The chief of D.C.’s Metropolitan Police Department, Cathy Lanier described the report as “sensationalist,” the Post reported.
Lanier has been a long-time supporter of D.C.’s automated traffic enforcement program, which she says has slowed down traffic and has made city streets safer for everyone who uses them. It’s also allowed her to redeploy officers from traffic enforcement to other law enforcement priorities.
Even though camera enforcement is technically automated, it does require human management and Kern’s jurisdiction is significantly smaller than the nation’s capital.
Another look at where Route 22 and Route 519 meet. (Photo by Michael Grass / GovExec.com)
In Pohatcong Township, the cameras have created a lot of extra administrative work, Kern says. It’s required the township to have a police officer detailed to reviewing red-light camera summons and deal with additional court processing and open-records requests from the public.
All that “doesn’t justify putting up a camera,” Kern says.
“Mayor Kern is sending exactly the right message,” New Jersey Assemblyman Declan O’Scanlon, one of state’s loudest opponents of red-light cameras, said in a recent statement, where he has warned that Assemblyman John Wisniewski, who supports the red-light camera program, has not just advocated for the its renewal but also its expansion to include automated speed enforcement in construction and school zones.
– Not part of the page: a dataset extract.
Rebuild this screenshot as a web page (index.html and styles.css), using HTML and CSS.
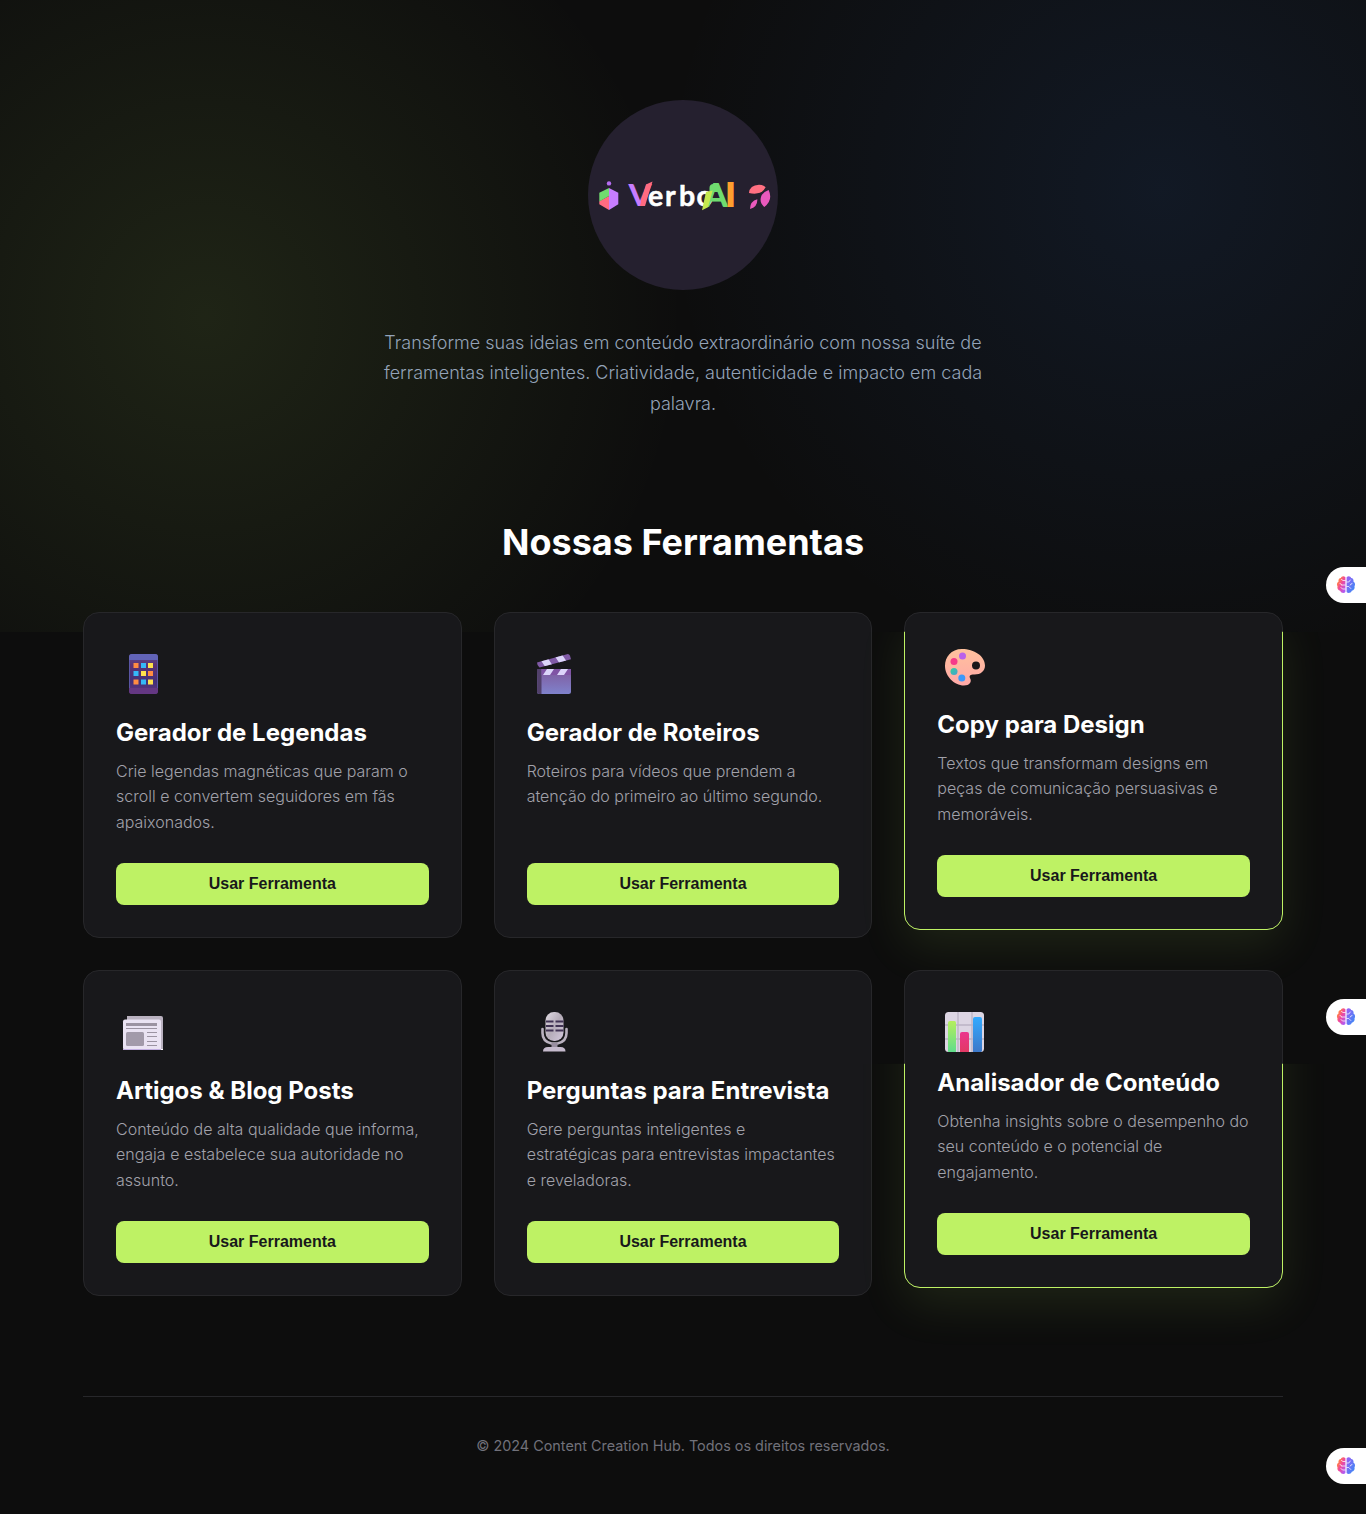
FILE: index.html
```html
<!DOCTYPE html>
<html lang="pt-BR">
<head>
<meta charset="utf-8">
<title>VerboAI</title>
<link rel="stylesheet" href="styles.css">
</head>
<body>
<svg width="0" height="0" class="defs" aria-hidden="true">
  <defs>
    <linearGradient id="brainFill" x1="0" y1="0" x2="1" y2="1"><stop offset="0" stop-color="#ff8a3c"/><stop offset=".25" stop-color="#ff7a50"/><stop offset=".5" stop-color="#f0489c"/><stop offset=".9" stop-color="#b05cf5"/></linearGradient>
    <linearGradient id="brainRight" x1="0" y1="0" x2="1" y2="1"><stop offset="0" stop-color="#a05cf5"/><stop offset="1" stop-color="#2f8ff5"/></linearGradient>
    <symbol id="brain" viewBox="0 0 20 20">
      <path fill="url(#brainFill)" d="M9.400 2.200C7.600.6 5.300 1.400 4.900 3.100 3 3.200 2 5 2.600 6.500.8 7.500.5 10 1.500 11.200.9 13.500 2.300 15.500 4.200 15.700c.8 2.300 3.800 3 5.200 1.300z"/>
      <path fill="url(#brainRight)" d="M10.600 2.200c1.800-1.600 4.100-.8 4.500.9 1.900.1 2.900 1.900 2.300 3.400 1.800 1 2.100 3.500 1.100 4.700.6 2.300-.8 4.300-2.700 4.500-.8 2.300-3.800 3-5.200 1.300z"/>
      <path fill="none" stroke="#fff" stroke-width=".75" stroke-linecap="round" d="M9.200 5.500H7L5.500 4.500M4 8.500q1.500.2 1.800 1.500M9.200 10H5.800M9.200 14H6.500L5 12.500M10.800 7h2l1.500-2M16 8.500q-1.500.2-1.800 1.500M10.800 11.500h2l2 2"/>
    </symbol>
  </defs>
</svg>

<div class="glow"></div>
<div class="page">
  <header class="hero">
    <svg class="logo" viewBox="0 0 190 190" role="img">
      <defs>
        <linearGradient id="vFill" x1="0" x2="1" y1="0" y2="0"><stop offset=".52" stop-color="#c77dff"/><stop offset=".56" stop-color="#ff6b81"/></linearGradient>
      </defs>
      <circle cx="95" cy="95" r="95" fill="#25202f"/>
      <circle cx="21" cy="83.400" r="2.200" fill="#b56cf0"/>
      <path fill="#c77dff" d="M21 88l9.300 4.700v11.600L21 110z"/>
      <path fill="#ff6b81" d="M21 96v14l-9.700-5.700v-3z"/>
      <path fill="#6fdc6f" d="M21 88v8l-9.700 5.500v-8.800z"/>
      <text class="wordmark heavy" x="40.500" y="106" font-size="30.500" textLength="23" lengthAdjust="spacingAndGlyphs" fill="url(#vFill)">V</text>
      <path fill="#ff6b81" d="M58 84.500l6.500-3-7.500 24.500h-5z"/>
      <text class="wordmark bold" x="60 77 91 108.500" y="106" font-size="28.500" fill="#fff">erbo</text>
      <text class="wordmark heavy" x="116" y="107" font-size="33" textLength="24" lengthAdjust="spacingAndGlyphs" fill="#6fdc6f">A</text>
      <path fill="#6fdc6f" d="M121.500 88q0-4 4-4h4l3 8h-11z"/>
      <path fill="#c5e84e" d="M118 92l6.700-1.400-4.700 16.700-6 3z"/>
      <text class="wordmark heavy" x="136.500" y="107.300" font-size="33.500" textLength="12" lengthAdjust="spacingAndGlyphs" fill="#ff9f2e">I</text>
      <g transform="translate(-8 -5) scale(.3333)">
        <path fill="#ff7082" d="M507 294Q509 270 537 269 550 269 557 277 544 302 507 294z"/>
        <path fill="#ea59bd" d="M566 285Q580 315 553 336 538 324 543 306 548 291 566 285zM532 313Q533 336 510 342 510 319 532 313z"/>
      </g>
    </svg>
    <p class="lead">Transforme suas ideias em conteúdo extraordinário com nossa suíte de ferramentas inteligentes. Criatividade, autenticidade e impacto em cada palavra.</p>
  </header>

  <main>
    <h2 class="section-title">Nossas Ferramentas</h2>
    <div class="grid">
      <article class="card">
        <svg class="icon" viewBox="0 0 56 56">
          <defs><linearGradient id="phone" x1="0" x2="0" y1="0" y2="1"><stop stop-color="#584c91"/><stop offset=".28" stop-color="#5c3273"/><stop offset=".7" stop-color="#423079"/><stop offset="1" stop-color="#66347e"/></linearGradient></defs>
          <rect x="13" y="9" width="29" height="40" rx="3" fill="url(#phone)"/>
          <path d="M16 9h23a3 3 0 0 1 3 3v3H13v-3a3 3 0 0 1 3-3z" fill="#6264b8"/>
          <path d="M13 43h29v3a3 3 0 0 1-3 3H16a3 3 0 0 1-3-3z" fill="#643783"/>
          <path d="M13.500 15v28M41.500 15v28" stroke="#5a55a4"/>
          <path fill="#ff8c42" d="M17.500 18h5v5h-5zM32 26h5v5h-5zM17.500 34.500h5v5h-5z"/>
          <path fill="#35b8f8" d="M25 18h5v5h-5zM17.500 26h5v5h-5zM25 34.500h5v5h-5z"/>
          <path fill="#ffe14d" d="M32 18h5v5h-5zM25 26h5v5h-5zM32 34.500h5v5h-5z"/>
        </svg>
        <h3>Gerador de Legendas</h3>
        <p>Crie legendas magnéticas que param o scroll e convertem seguidores em fãs apaixonados.</p>
        <button>Usar Ferramenta</button>
      </article>

      <article class="card">
        <svg class="icon" viewBox="0 0 56 56">
          <defs>
            <linearGradient id="clap" x1="0" x2="0" y1="0" y2="1"><stop stop-color="#805a9c"/><stop offset="1" stop-color="#7f82cc"/></linearGradient>
            <clipPath id="clapArm"><path d="M10 17.500L40 9.200q2-.5 3 1.500l1 3.500L12.500 22.500q-2.500-2-2.500-5z"/></clipPath>
          </defs>
          <g clip-path="url(#clapArm)"><rect x="8" y="6" width="38" height="18" fill="#805aa6"/><path fill="#dcd5fa" d="M13 14l7-2 6 9-7 2zM27 10l7-2 6 9-7 2z"/></g>
          <path d="M10.500 24H44v22.500a2.500 2.500 0 0 1-2.500 2.500h-29a2.500 2.500 0 0 1-2.500-2.500z" fill="url(#clap)"/>
          <path d="M10.500 24h4v25h-2a2.500 2.500 0 0 1-2.500-2.500z" fill="#51406b"/>
          <path d="M14.500 24H44v6H14.500z" fill="#8054a5"/>
          <path fill="#dcd5fa" d="M20 24h7l-4 6h-7zM34 24h7l-4 6h-7z"/>
        </svg>
        <h3>Gerador de Roteiros</h3>
        <p>Roteiros para vídeos que prendem a atenção do primeiro ao último segundo.</p>
        <button>Usar Ferramenta</button>
      </article>

      <article class="card active">
        <svg class="icon" viewBox="0 0 56 56">
          <defs>
            <linearGradient id="pal" x1="0" x2="0" y1="0" y2="1"><stop stop-color="#ffc19d"/><stop offset="1" stop-color="#ffa9a8"/></linearGradient>
            <linearGradient id="teal" x1="0" x2="1" y1="0" y2="1"><stop stop-color="#30d09a"/><stop offset="1" stop-color="#4a9fd0"/></linearGradient>
          </defs>
          <path fill="url(#pal)" fill-rule="evenodd" d="M25 12C14 12 8 20 8 29c0 10 9 19.500 19 19.500 5.500 0 8-3.500 6.200-7-1.500-3 0-4 3.800-4 6.500.2 11-3.200 11-9C48 19 37 12 25 12zm14 12.500a4 4 0 1 1 0 8 4 4 0 0 1 0-8z"/>
          <circle cx="25.500" cy="19" r="3.500" fill="#ba61eb"/><circle cx="17" cy="24.500" r="3.500" fill="#f53a8a"/><circle cx="17" cy="34.500" r="3.500" fill="url(#teal)"/><circle cx="24.800" cy="41" r="3.500" fill="#3c98fb"/>
        </svg>
        <h3>Copy para Design</h3>
        <p>Textos que transformam designs em peças de comunicação persuasivas e memoráveis.</p>
        <button>Usar Ferramenta</button>
      </article>

      <article class="card">
        <svg class="icon" viewBox="0 -5 56 56">
          <path d="M11 8h34q2 0 2 2v31H11z" fill="#b9b1c0"/>
          <path d="M9 11.500h34q2 0 2 2V42H9a2 2 0 0 1-2-2V13.500a2 2 0 0 1 2-2z" fill="#eae3f3"/>
          <path d="M7 41h38v1H7z" fill="#c1aee0"/>
          <path d="M45 41h2v1h-2z" fill="#fff"/>
          <path d="M10 15h31v3H10zM10 20h31v1H10zM31 24h10v1H31zM31 28h10v1H31zM31 33h10v1H31zM31 37h10v1H31z" fill="#9b93a2"/>
          <rect x="10" y="24" width="18" height="14" rx="1.500" fill="#a29aaa"/>
        </svg>
        <h3>Artigos &amp; Blog Posts</h3>
        <p>Conteúdo de alta qualidade que informa, engaja e estabelece sua autoridade no assunto.</p>
        <button>Usar Ferramenta</button>
      </article>

      <article class="card">
        <svg class="icon" viewBox="0 -1 56 56">
          <defs><linearGradient id="mic" x1="0" x2="1" y1="0" y2="1"><stop stop-color="#e2dde5"/><stop offset=".5" stop-color="#b5acb9"/><stop offset="1" stop-color="#d5c9df"/></linearGradient></defs>
          <path d="M15.500 25v4c0 6 4 9.500 9 10.500h6c5-1 9-4.500 9-10.500v-4" fill="none" stroke="#b9b1bf" stroke-width="2.600" stroke-linecap="round"/>
          <path d="M24.500 39h6v4.500h-6z" fill="#988ea0"/>
          <path d="M16 47.500q0-4.500 5-4.500h12.500q5 0 5 4.500z" fill="#c5bacd"/>
          <rect x="18.500" y="8" width="18" height="29" rx="8.500" fill="url(#mic)"/>
          <path d="M19 17.500h7.500M28.500 17.500h8M19 22h7.500M28.500 22h8M19 26.500h7.500M28.500 26.500h8" stroke="#413354" stroke-width="1.800"/>
        </svg>
        <h3>Perguntas para Entrevista</h3>
        <p>Gere perguntas inteligentes e estratégicas para entrevistas impactantes e reveladoras.</p>
        <button>Usar Ferramenta</button>
      </article>

      <article class="card active late">
        <svg class="icon" viewBox="0 0 56 56">
          <defs>
            <linearGradient id="barA" x1="0" x2="0" y1="0" y2="1"><stop stop-color="#b5ee5d"/><stop offset="1" stop-color="#60dd8c"/></linearGradient>
            <linearGradient id="barB" x1="0" x2="0" y1="0" y2="1"><stop stop-color="#eb368e"/><stop offset="1" stop-color="#e23a64"/></linearGradient>
            <linearGradient id="barC" x1="0" x2="0" y1="0" y2="1"><stop stop-color="#32aaff"/><stop offset="1" stop-color="#3d78c9"/></linearGradient>
          </defs>
          <rect x="8" y="9" width="39" height="40" rx="3.500" fill="#dcd5e3"/>
          <path d="M21 9v40M35 9v40M8 22h39M8 36h39" stroke="#bbb3c5" stroke-width="1.300"/>
          <path d="M11 20q0-2 2-2h4.500q1.500 0 1.500 2v29h-7.500l-.5-.6z" fill="url(#barA)"/>
          <path d="M23 31q0-2 2-2h5q2 0 2 2v18h-9z" fill="url(#barB)"/>
          <path d="M36 16q0-2 2-2h5q2 0 2 2v32l-1 1h-8z" fill="url(#barC)"/>
        </svg>
        <h3>Analisador de Conteúdo</h3>
        <p>Obtenha insights sobre o desempenho do seu conteúdo e o potencial de engajamento.</p>
        <button>Usar Ferramenta</button>
      </article>
    </div>
  </main>

  <footer>© 2024 Content Creation Hub. Todos os direitos reservados.</footer>
</div>

<div class="tab tab-top"><svg viewBox="0 0 20 20"><use href="#brain"/></svg></div>
<div class="tab tab-middle"><svg viewBox="0 0 20 20"><use href="#brain"/></svg></div>
<div class="tab tab-bottom"><svg viewBox="0 0 20 20"><use href="#brain"/></svg></div>
</body>
</html>
```
FILE: styles.css
```css
* { box-sizing: border-box; margin: 0; }

body {
  position: relative;
  min-height: 1514px;
  overflow-x: hidden;
  background: #0d0d0d;
  color: #fff;
  font-family: Inter, "Liberation Sans", sans-serif;
  line-height: 1.6;
}

.defs { position: absolute; }

.glow {
  position: absolute;
  inset: 0 0 auto;
  height: 632px;
  background:
    radial-gradient(circle at 15% 50%, rgba(190, 242, 100, 0.1), transparent 40%),
    radial-gradient(circle at 85% 30%, rgba(59, 130, 246, 0.1), transparent 40%);
}

.page { position: relative; width: 1200px; margin: 0 auto; }

.hero {
  display: flex;
  flex-direction: column;
  align-items: center;
  gap: 37.6px;
  padding-top: 100px;
}
.logo { display: block; width: 190px; height: 190px; }
.wordmark { font-family: Lato, sans-serif; font-weight: 700; }
.bold { stroke: #fff; stroke-width: 0.5px; }
.heavy { font-weight: 900; }

.lead {
  width: 600px;
  text-align: center;
  font-size: 18px;
  font-weight: 300;
  line-height: 30.6px;
  color: #94a3b8;
}

.section-title {
  margin: 93.4px 0 41px;
  text-align: center;
  font-size: 36px;
  font-weight: 700;
  line-height: 58px;
}

.grid { display: grid; grid-template-columns: repeat(3, 1fr); grid-auto-rows: 326px; gap: 32px; }

.card {
  position: relative;
  display: flex;
  flex-direction: column;
  padding: 32px;
  border: 1px solid #27272a;
  border-radius: 16px;
  background: #18181b;
}
.icon { display: block; width: 56px; height: 56px; margin-bottom: 13px; flex: none; }
.card h3 { margin-bottom: 7px; font-size: 24px; font-weight: 700; line-height: 38px; white-space: nowrap; }
.card p { font-size: 16px; font-weight: 300; line-height: 25.6px; color: #a1a1aa; }
.card button {
  height: 42px;
  margin-top: auto;
  border: 0;
  border-radius: 8px;
  background: #bef264;
  color: #18181b;
  font: 700 16px "Liberation Sans", Arial, sans-serif;
}

.active { margin-bottom: 8px; padding-top: 24px; }
.active::after {
  content: "";
  position: absolute;
  inset: -1px;
  border: 1px solid #bef264;
  border-radius: 16px;
  box-shadow: 0 16px 48px rgba(190, 242, 100, 0.1);
  clip-path: inset(20px -80px -80px);
  pointer-events: none;
}
.late { padding-top: 32px; }
.late .icon { margin-bottom: 5px; }
.late::after { clip-path: inset(94px -80px -80px); }

footer {
  margin-top: 100px;
  padding-top: 37px;
  border-top: 1px solid #27272a;
  text-align: center;
  font-size: 14.4px;
  color: #71717a;
}

.tab {
  position: absolute;
  right: 0;
  display: flex;
  align-items: center;
  width: 40px;
  height: 36px;
  padding-left: 10px;
  border-radius: 18px 0 0 18px;
  background: #fff;
}
.tab svg { width: 20px; height: 20px; }
.tab-top { top: 567px; }
.tab-middle { top: 999px; }
.tab-bottom { top: 1448px; }
```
O’Scanlon continues: “We have been through the red light camera nightmare – which Pohatcong initially embraced. The Pohatcong officials found out what honest host communities invariably find – the cameras provide no safety benefit. They do enrich the companies that operate them. The red light camera program looks like it will die a merciful death in December. Extending it, or even worse expanding it and adding speed cameras, would be a huge mistake. Our taxpayers would be the losers.